A peek into the (chatbot-enabled) future
While the business case for chatbots is clear, it’s important to understand the difference between designing, building and deploying a chatbot and getting people to use the chatbot, which demands a concerted effort by enterprises to foster adoption. Business outcomes-led initiatives are critical to driving the success of chatbots, especially for bigger enterprises such as telecom operators, financial institutions, utilities and consumer goods brands. The technology to optimise value delivery from customer services operations is already present, it just needs to be embraced, delivered, adopted and measured for value to be realised.
What is beyond doubt is that, as machine learning and natural language processing and understanding continue to improve exponentially, so will chatbots also improve. Consider 3D printing, which ten years ago was limited to five materials costing an average of $40 000 per print; today you can print more than 350 material types including glass at an average cost of $100 – a 400-fold improvement.

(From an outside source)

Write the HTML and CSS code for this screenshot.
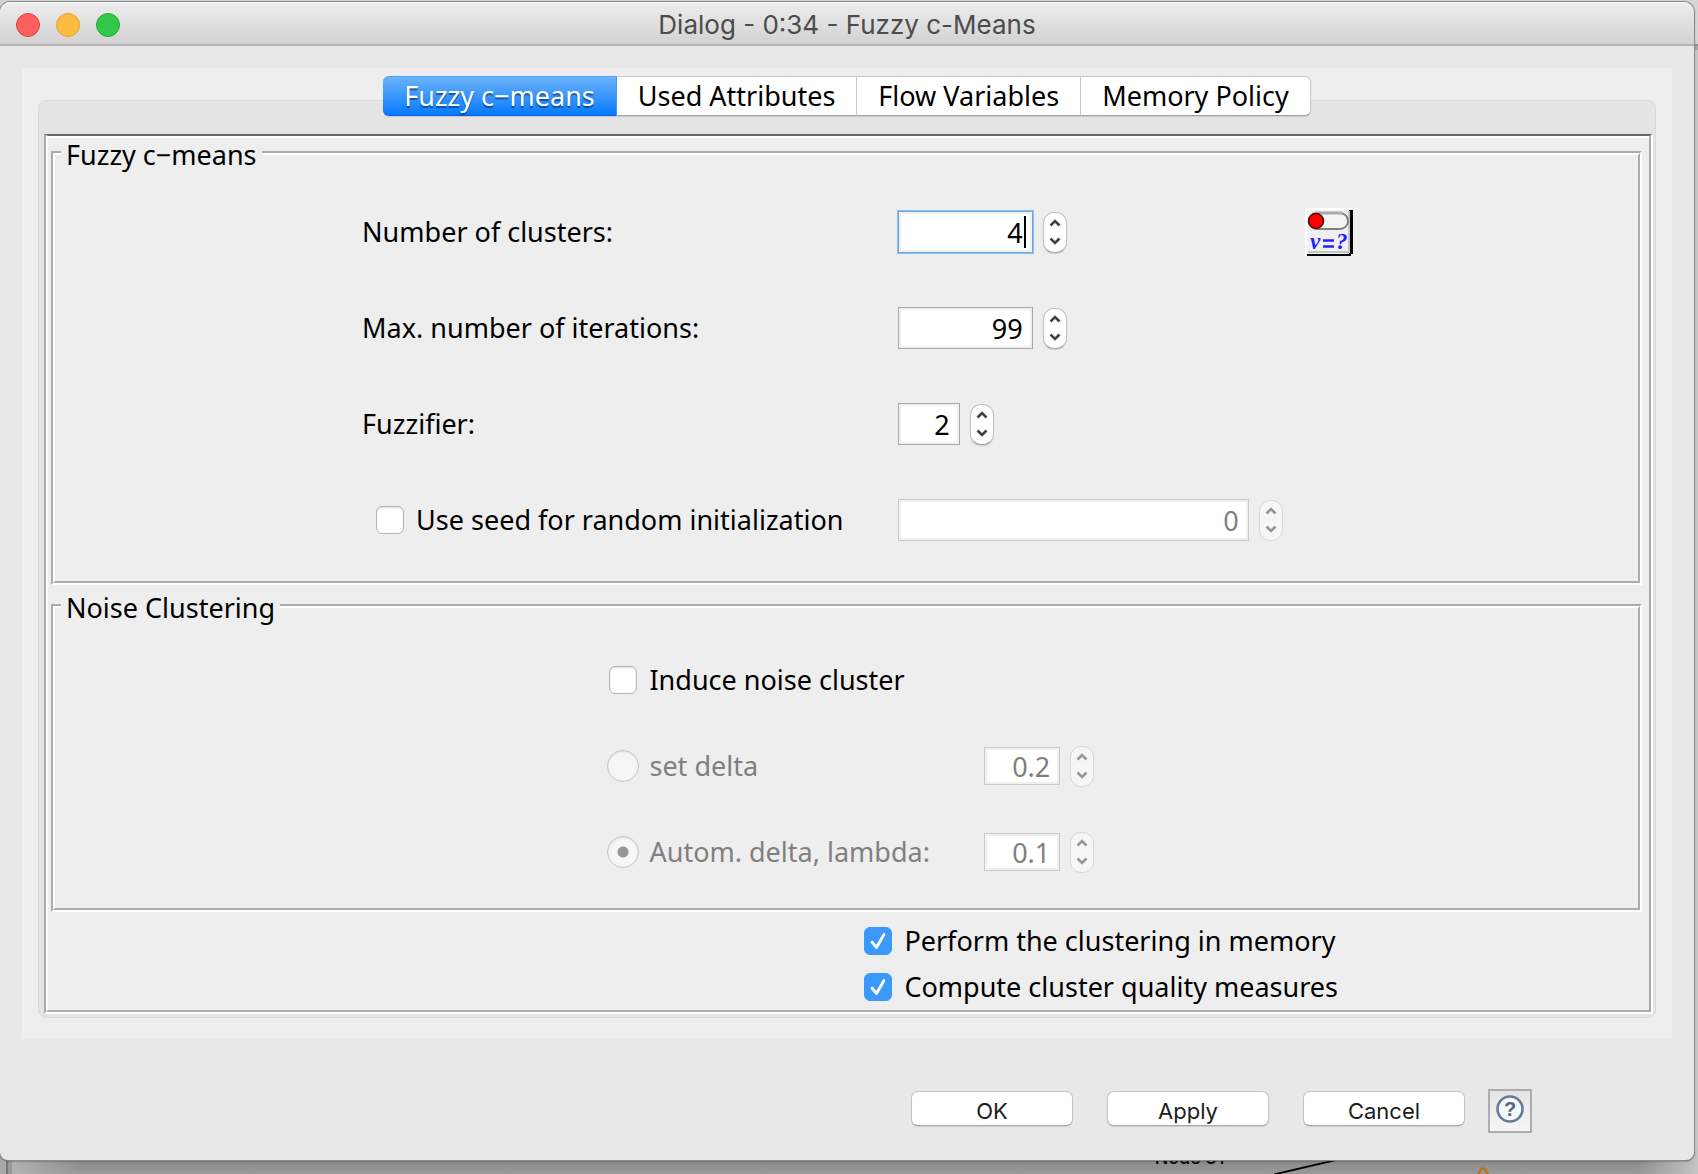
FILE: index.html
```html
<!DOCTYPE html>
<html lang="en">
<head>
<meta charset="utf-8">
<title>Dialog - 0:34 - Fuzzy c-Means</title>
<link rel="stylesheet" href="styles.css">
</head>
<body>
<svg class="symbols" width="0" height="0" aria-hidden="true">
  <symbol id="up" viewBox="0 0 12 8"><path d="M1.500 6.500 6 2l4.500 4.500" fill="none" stroke="currentColor" stroke-width="2.600"/></symbol>
  <symbol id="down" viewBox="0 0 12 8"><path d="M1.500 1.500 6 6l4.500-4.500" fill="none" stroke="currentColor" stroke-width="2.600"/></symbol>
</svg>
<div class="desktop">
  <div class="workflow">
    <span class="node-name">Node 31</span>
    <svg class="connection" width="64" height="14" viewBox="0 0 64 14" aria-hidden="true"><path d="M0 14.500 64-.5" stroke="#000" stroke-width="1.800"/></svg>
    <svg class="warning" width="12" height="7" viewBox="0 0 12 7" aria-hidden="true"><path d="M1 8 4.500 1.500h3L11 8" fill="none" stroke="#b8741c" stroke-width="2.400"/></svg>
  </div>
  <main class="window">
    <header class="titlebar">
      <div class="lights">
        <button class="light light-close" type="button" aria-label="Close"></button>
        <button class="light light-min" type="button" aria-label="Minimize"></button>
        <button class="light light-zoom" type="button" aria-label="Zoom"></button>
      </div>
      <h1 class="title">Dialog - 0:34 - Fuzzy c-Means</h1>
    </header>

    <form class="form">
      <div class="notebook">
        <div class="tabs" role="tablist">
          <button class="tab tab-active" type="button" role="tab" aria-selected="true">Fuzzy c−means</button>
          <button class="tab" type="button" role="tab" aria-selected="false">Used Attributes</button>
          <button class="tab" type="button" role="tab" aria-selected="false">Flow Variables</button>
          <button class="tab" type="button" role="tab" aria-selected="false">Memory Policy</button>
        </div>
        <div class="pane">
          <div class="page">
            <fieldset class="group">
              <legend class="legend">Fuzzy c−means</legend>
              <div class="rows">
                <div class="row">
                  <label class="label" for="clusters">Number of clusters:</label>
                  <div class="spinner">
                    <div class="focused"><input class="field field-m" id="clusters" type="text" inputmode="numeric" value="4"><span class="caret"></span></div>
                    <div class="stepper">
                      <button class="step" type="button" aria-label="Increase"><svg class="chevron"><use href="#up"/></svg></button>
                      <button class="step" type="button" aria-label="Decrease"><svg class="chevron"><use href="#down"/></svg></button>
                    </div>
                  </div>
                  <button class="variable" type="button" aria-label="Flow variable">
                    <svg width="48" height="48" viewBox="0 0 48 48">
                      <path d="M0 0h46v46H0z" fill="#f0f0f0"/>
                      <path d="M0 48V0h46v2H2v44z" fill="#fff"/>
                      <path d="M44 2h4v44h-2v2H2v-2h42z" fill="#000"/>
                      <path d="M43 3h2v42H3v-2h40z" fill="#c4c4c4"/>
                      <rect x="4" y="5" width="39" height="16" rx="8" fill="#f4f4f4" stroke="#808080" stroke-width="2"/>
                      <path d="M11 5h26" stroke="#aaa" stroke-width="3"/>
                      <circle cx="11" cy="13" r="7.500" fill="#f00" stroke="#500" stroke-width="1.500"/>
                      <text class="variable-text" x="5" y="41">v</text>
                      <path d="M18 32.500h11M18 38.500h11" stroke="#22f" stroke-width="2.400"/>
                      <text class="variable-text" x="31" y="41">?</text>
                    </svg>
                  </button>
                </div>
                <div class="row">
                  <label class="label" for="iterations">Max. number of iterations:</label>
                  <div class="spinner">
                    <input class="field field-m" id="iterations" type="text" inputmode="numeric" value="99">
                    <div class="stepper">
                      <button class="step" type="button" aria-label="Increase"><svg class="chevron"><use href="#up"/></svg></button>
                      <button class="step" type="button" aria-label="Decrease"><svg class="chevron"><use href="#down"/></svg></button>
                    </div>
                  </div>
                </div>
                <div class="row">
                  <label class="label" for="fuzzifier">Fuzzifier:</label>
                  <div class="spinner">
                    <input class="field field-s" id="fuzzifier" type="text" inputmode="numeric" value="2">
                    <div class="stepper">
                      <button class="step" type="button" aria-label="Increase"><svg class="chevron"><use href="#up"/></svg></button>
                      <button class="step" type="button" aria-label="Decrease"><svg class="chevron"><use href="#down"/></svg></button>
                    </div>
                  </div>
                </div>
                <div class="row">
                  <label class="label choice choice-indent"><input class="check" type="checkbox"><span>Use seed for random initialization</span></label>
                  <div class="spinner">
                    <input class="field field-l" type="text" inputmode="numeric" value="0" aria-label="Seed" disabled>
                    <div class="stepper stepper-off">
                      <button class="step" type="button" aria-label="Increase" disabled><svg class="chevron"><use href="#up"/></svg></button>
                      <button class="step" type="button" aria-label="Decrease" disabled><svg class="chevron"><use href="#down"/></svg></button>
                    </div>
                  </div>
                </div>
              </div>
            </fieldset>

            <fieldset class="group">
              <legend class="legend">Noise Clustering</legend>
              <div class="rows">
                <div class="row row-noise">
                  <label class="label choice"><input class="check" type="checkbox"><span>Induce noise cluster</span></label>
                </div>
                <div class="row row-noise">
                  <label class="label choice choice-off"><input class="radio" type="radio" name="delta" disabled><span>set delta</span></label>
                  <div class="spinner">
                    <input class="field field-d" type="text" value="0.2" aria-label="Delta" disabled>
                    <div class="stepper stepper-off">
                      <button class="step" type="button" aria-label="Increase" disabled><svg class="chevron"><use href="#up"/></svg></button>
                      <button class="step" type="button" aria-label="Decrease" disabled><svg class="chevron"><use href="#down"/></svg></button>
                    </div>
                  </div>
                </div>
                <div class="row row-noise">
                  <label class="label choice choice-off"><input class="radio" type="radio" name="delta" checked disabled><span>Autom. delta, lambda:</span></label>
                  <div class="spinner">
                    <input class="field field-d" type="text" value="0.1" aria-label="Lambda" disabled>
                    <div class="stepper stepper-off">
                      <button class="step" type="button" aria-label="Increase" disabled><svg class="chevron"><use href="#up"/></svg></button>
                      <button class="step" type="button" aria-label="Decrease" disabled><svg class="chevron"><use href="#down"/></svg></button>
                    </div>
                  </div>
                </div>
              </div>
            </fieldset>

            <div class="options">
              <label class="option choice"><input class="check" type="checkbox" checked><span>Perform the clustering in memory</span></label>
              <label class="option choice"><input class="check" type="checkbox" checked><span>Compute cluster quality measures</span></label>
            </div>
          </div>
        </div>
      </div>

      <footer class="actions">
        <div class="buttons">
          <button class="button" type="button">OK</button>
          <button class="button" type="button">Apply</button>
          <button class="button" type="button">Cancel</button>
        </div>
        <button class="help" type="button" aria-label="Help">
          <svg width="40" height="40" viewBox="0 0 40 40">
            <circle cx="20" cy="18" r="12.500" fill="#f3f8fd" stroke="#677b96" stroke-width="2.600"/>
            <text class="help-text" x="20" y="25" text-anchor="middle">?</text>
          </svg>
        </button>
      </footer>
    </form>
  </main>
</div>
</body>
</html>
```
FILE: styles.css
```css
* { box-sizing: border-box; }

body {
  margin: 0;
  font-family: "Noto Sans", "Lucida Grande", sans-serif;
  font-size: 27px;
  line-height: 30px;
  color: #000;
}

button, input { font: inherit; color: inherit; margin: 0; padding: 0; }

.symbols { position: absolute; }

/* Desktop behind the dialog */
.desktop {
  position: relative;
  min-height: 100vh;
  padding: 2px 4px 14px 0;
  overflow: hidden;
  background: linear-gradient(#d4d4d4 0 44px, #8e8e8e 44px 46px, #a8a8a8 46px 50px, #c6c6c6 50px);
}

.workflow {
  position: absolute;
  inset: auto 0 0 0;
  height: 26px;
  background:
    linear-gradient(90deg, #a8a8a8 0 6px, #777 6px 8px, #999 8px 12px, transparent 12px),
    linear-gradient(90deg, #b8b8b8, rgba(184, 184, 184, 0) 80px calc(100% - 60px), #c4c4c4),
    linear-gradient(#888 12px, #9a9a9a);
}

.node-name {
  position: absolute;
  left: 68%;
  bottom: 4px;
  font: 500 18px/24px Inter, sans-serif;
}

.connection { position: absolute; left: 75%; bottom: 0; }
.warning { position: absolute; left: 87%; bottom: 0; }

/* Dialog window */
.window {
  position: relative;
  border-radius: 10px 10px 8px 8px;
  background: #e8e8e8;
  box-shadow: 0 0 0 1px #8c8c8c, 0 1px 2px #444;
}

.titlebar {
  display: grid;
  grid-template-columns: 1fr auto 1fr;
  align-items: center;
  height: 44px;
  padding: 3px 16px 0;
  border-bottom: 2px solid #b4b4b4;
  border-radius: 10px 10px 0 0;
  background: linear-gradient(#f6f6f6 0 1px, #ececec 2px, #d2d2d2);
}

.lights { display: flex; gap: 16px; }

.light {
  width: 24px;
  height: 24px;
  border: 1px solid #e0443e;
  border-radius: 50%;
  background: #fc605c;
}
.light-min { border-color: #dea034; background: #fdbc40; }
.light-zoom { border-color: #27aa35; background: #34c84a; }

.title {
  margin: 0;
  font: 400 26px/30px Inter, sans-serif;
  color: #4c4c4c;
}

.form { padding: 22px 22px 0; }

/* Tabs */
.notebook { padding: 8px 16px 21px; background: #eee; }

.tabs {
  position: relative;
  display: flex;
  justify-content: center;
  margin-bottom: -16px;
}

.tab {
  height: 40px;
  padding: 0 21px;
  border: 1px solid #c8c8c8;
  border-width: 1px 1px 1px 0;
  border-bottom-color: #a4a4a4;
  background: #fff;
  box-shadow: 0 1px 1px #ccc;
}
.tab:last-child { border-radius: 0 6px 6px 0; }

.tab-active {
  border-color: #4ba0f8 #2a8bff #0a60e8;
  border-radius: 6px 0 0 6px;
  background: linear-gradient(#6cb3fa, #067aff);
  color: #fff;
  text-shadow: 0 2px 1px rgba(0, 40, 100, .6);
}

.pane {
  padding: 33px 2px 3px 5px;
  border: 1px solid #dadada;
  border-radius: 8px;
  background: #e4e4e4;
}

.page {
  padding: 0 7px 0 3px;
  border: 4px groove #fff;
  border-top: 2px solid #666;
  background: #eee;
  box-shadow: inset 0 2px #fff;
}

/* Titled groups */
.group {
  min-width: 0;
  margin: 0;
  padding: 0;
  border: 4px groove #fff;
}
.group + .group { margin-top: 4px; }

.legend { margin-left: 6px; padding: 4px 5px 0; }

.rows { padding: 14px 0 13px; }

.row {
  display: grid;
  grid-template-columns: 536fr 408fr 333fr;
  align-items: center;
  height: 96px;
  padding-left: 19.4%;
}

.row-noise {
  grid-template-columns: 377fr 654fr;
  height: 86px;
  padding-left: 34.9%;
}

.choice { display: flex; align-items: center; gap: 10px; }
.choice-indent { padding-left: 12px; }
.choice-off { color: #808080; }

.check {
  appearance: none;
  width: 28px;
  height: 28px;
  margin: 0 2px;
  border: 1px solid #b6b6b6;
  border-radius: 6px;
  background: #fff;
  box-shadow: inset 0 1px 2px #ddd;
}
.check:checked {
  border-color: #3b99fc;
  background: #3b99fc url("data:image/svg+xml,%3Csvg xmlns='http://www.w3.org/2000/svg' viewBox='0 0 26 26'%3E%3Cpath d='M7 14l4.500 5.500L19 6.500' fill='none' stroke='%23fff' stroke-width='2.800' stroke-linecap='round' stroke-linejoin='round'/%3E%3C/svg%3E");
  box-shadow: none;
}

.radio {
  appearance: none;
  width: 32px;
  height: 32px;
  border: 1px solid #c6c6c6;
  border-radius: 50%;
  background: #f6f6f6;
  box-shadow: inset 0 1px 2px #ddd;
}
.radio:checked { background: radial-gradient(circle, #969696 5px, #f6f6f6 6px); }

/* Number fields */
.spinner { display: flex; align-items: center; gap: 10px; }

.field {
  display: block;
  height: 42px;
  padding: 0 9px;
  border: 1px solid #a8a8a8;
  border-radius: 0;
  outline: 0;
  background: #fff;
  box-shadow: inset 0 0 0 2px #f0f0f0;
  text-align: right;
}
.field-s { width: 62px; }
.field-m { width: 135px; }
.field-l { width: 351px; }
.field-d { width: 76px; height: 38px; }
.field:disabled { border-color: #cacaca; color: #808080; }

.focused { position: relative; outline: 1px solid #8fc0f2; }
.focused .field { border-color: #6ba2e0; }

.caret {
  position: absolute;
  top: 5px;
  right: 7px;
  width: 2px;
  height: 32px;
  background: #000;
}

.stepper {
  display: flex;
  flex-direction: column;
  width: 24px;
  height: 41px;
  padding: 2px 0;
  border: 1px solid #c4c4c4;
  border-bottom-color: #a8a8a8;
  border-radius: 11px;
  background: #fff;
  box-shadow: 0 1px 1px #ccc;
  color: #404040;
}
.stepper-off { border-color: #d8d8d8; background: #f6f6f6; box-shadow: none; color: #969696; }

.step {
  display: flex;
  flex: 1;
  align-items: center;
  justify-content: center;
  border: 0;
  background: none;
}

.chevron { width: 12px; height: 8px; }

.variable { width: 48px; height: 48px; border: 0; background: none; }
.variable svg, .help svg { display: block; }
.variable-text { font: italic bold 23px "Liberation Serif", serif; fill: #22f; }

.options { padding: 6px 0 0 51%; }
.option { height: 46px; }

/* Dialog buttons */
.actions {
  display: flex;
  justify-content: flex-end;
  gap: 23px;
  padding: 50px 140px 27px 0;
}

.buttons { display: flex; gap: 34px; padding-top: 2px; }

.button {
  width: 162px;
  height: 35px;
  padding-top: 5px;
  border: 1px solid #c4c4c4;
  border-bottom-color: #a8a8a8;
  border-radius: 7px;
  background: #fff;
  box-shadow: 0 1px 1px #ccc;
  font: 22px/28px Inter, sans-serif;
  color: #1c1c1c;
}

.help {
  width: 44px;
  height: 44px;
  border: 2px solid #adadad;
  background: linear-gradient(#e4e4e4, #f6f6f6);
}
.help-text { font: bold 20px "Liberation Sans", sans-serif; fill: #52647e; }
```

The cost of chatbots will fall just as the cost of sensors, drones, robots, hardware and computing power has fallen and continues to fall.
Bots will be the catalyst for driving the next level of collaboration and communication globally. Consider the value that can be realised when your CRM, ERP, Human Capital, Customer Services, Travel Management, and Expense systems are all integrated and leveraged by a single intelligent system. This is exactly the business value SAP Leonardo’s AI powered chatbots aim to drive. Think about the levels of customer service you will be able to provide 24/7 anywhere, anytime, on any channel.
One day you will have to explain to your children how you used to call customer service representatives – manually, on a mobile phone, no different to how today we tell our children about how we used to do washing clothes by hand.